Rubio, preparing for a possible presidential bid in 2016, has distanced
himself from S. 744, saying he now prefers the House GOP approach of
splitting the immigration
issue into pieces and tackling them one at a time, rather than stuffing
them all into the same massive bill.
Mr.
Graham has criticized Mr. Rubio for his change, saying his reluctance
to stick by the bill shows he is too green to be president.
“He’s
a good guy, but after doing immigration with him — we don’t need
another young guy not quite ready,” Mr. Graham told the Weekly Standard.
“He’s no Obama by any means,
but he’s so afraid of the right, and I’ve let that go.”
Mr.
Graham, Sen. Lamar Alexander of Tennessee and Susan Collins of Maine
are the only three senators that supported the bill who are up for
re-election. They continue
to support the legislation and are now cruising to victory over token
Democratic opposition.
Whether the immigration litmus test resonates with voters is also an open question.
Jim Merrill, a New Hampshire-based GOP consultant, said Democrats have a “huge problem.”
“They
have gladly served as rubber stamps for an unpopular president and his
agenda,” Mr.
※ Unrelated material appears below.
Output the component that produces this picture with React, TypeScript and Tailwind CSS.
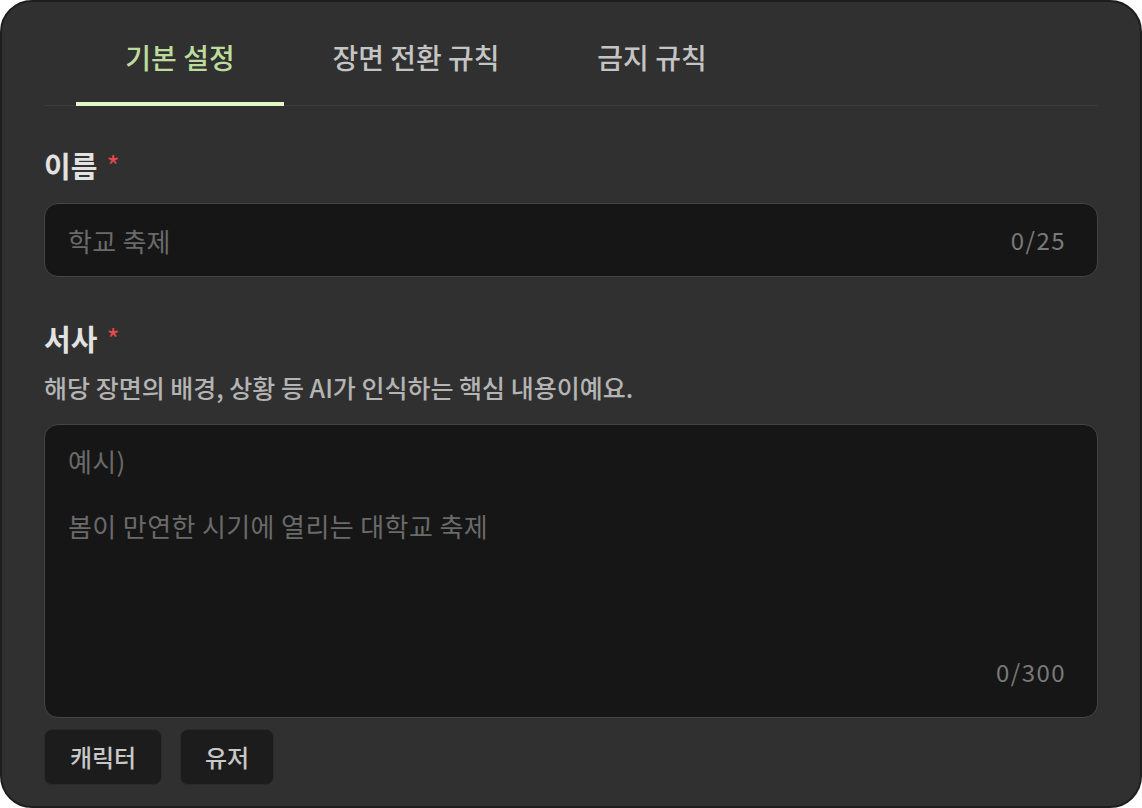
import { useState } from "react";

const tabs = ["기본 설정", "장면 전환 규칙", "금지 규칙"];

export default function App() {
  const [active, setActive] = useState(0);
  const font = { fontFamily: '"Noto Sans CJK KR", "Noto Sans", sans-serif' };

  return (
    <div className="w-[1142px] h-[808px] bg-white" style={font}>
      <div className="h-full w-full rounded-[32px] border-2 border-[#1e1e1e] bg-[#303030] px-[42px] flex flex-col">
        <div className="flex gap-7 pl-8 border-b border-[#3c3c3c] mt-[26px]">
          {tabs.map((t, i) => (
            <button
              key={t}
              onClick={() => setActive(i)}
              className={
                "w-[208px] h-[78px] pt-[11px] flex justify-center items-start text-[28px] leading-[36px] font-medium border-b-4 -mb-px " +
                (active === i
                  ? "text-[#bcdc9d] border-[#e2f6c7]"
                  : "text-[#c4c4c4] border-transparent")
              }
            >
              {t}
            </button>
          ))}
        </div>

        <div className="mt-[39px] flex items-start gap-[9px] h-[40px]">
          <span className="text-[29px] font-semibold text-[#e2e2e2] leading-[40px]">이름</span>
          <span className="text-[28px] text-[#e5484d] leading-[40px]">*</span>
        </div>
        <div className="mt-[18px] h-[74px] rounded-[14px] border border-[#454545] bg-[#161616] flex items-center justify-between pl-[23px] pr-[31px]">
          <span className="text-[26px] text-[#6a6a6a] tracking-[0.01em]">학교 축제</span>
          <span className="text-[24px] text-[#797979] tracking-[0.06em]">0/25</span>
        </div>

        <div className="mt-[41px] flex items-start gap-[9px] h-[40px]">
          <span className="text-[29px] font-semibold text-[#e2e2e2] leading-[40px]">서사</span>
          <span className="text-[28px] text-[#e5484d] leading-[40px]">*</span>
        </div>
        <p className="mt-[13px] text-[25px] font-medium text-[#b4b4b4] leading-[32px]">
          해당 장면의 배경, 상황 등 AI가 인식하는 핵심 내용이예요.
        </p>
        <div className="mt-[21px] h-[294px] rounded-[14px] border border-[#454545] bg-[#161616] flex flex-col justify-between pl-[23px] pr-[31px] pt-[18px] pb-[29px]">
          <div className="text-[26px] text-[#6a6a6a] leading-[36px] tracking-[0.015em]">
            <div>예시)</div>
            <div className="mt-[29px]">봄이 만연한 시기에 열리는 대학교 축제</div>
          </div>
          <div className="self-end text-[24px] text-[#797979] leading-[32px] tracking-[0.06em]">0/300</div>
        </div>

        <div className="mt-[11px] flex gap-[18px]">
          <button className="h-[56px] w-[118px] rounded-[8px] border border-[#2a2a2a] bg-[#1c1c1c] text-[24px] font-medium text-[#c8c8c8]">
            캐릭터
          </button>
          <button className="h-[56px] w-[94px] rounded-[8px] border border-[#2a2a2a] bg-[#1c1c1c] text-[24px] font-medium text-[#c8c8c8]">
            유저
          </button>
        </div>
      </div>
    </div>
  );
}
Merrill said, adding that New Hampshire Sen. Jeanne
Shaheen, a Democrat running
against Scott Brown, has voted 99 percent of the time with Mr. Obama.
“This
last ditch effort to prove their bipartisanship doesn’t reflect their
commitment to common sense solutions, but rather, how vulnerable they
feel on an issue swing
voters care about — independence — in the final few weeks of this
election.”
Democratic
strategist Christy Setzer said Democrats — especially those in
conservative states — are trying to do a “delicate two-step” of assuring
independent voters that
they’re willing to work across party lines, and reassuring their base
that they’re “‘one of them.’”
“But
on the immigration issue in states with a high percentage of Latino
voters, that calculus changes — promoting your bipartisanship when the
other side considers immigrants
as criminals, to me, doesn’t seem like a winning strategy,” she said.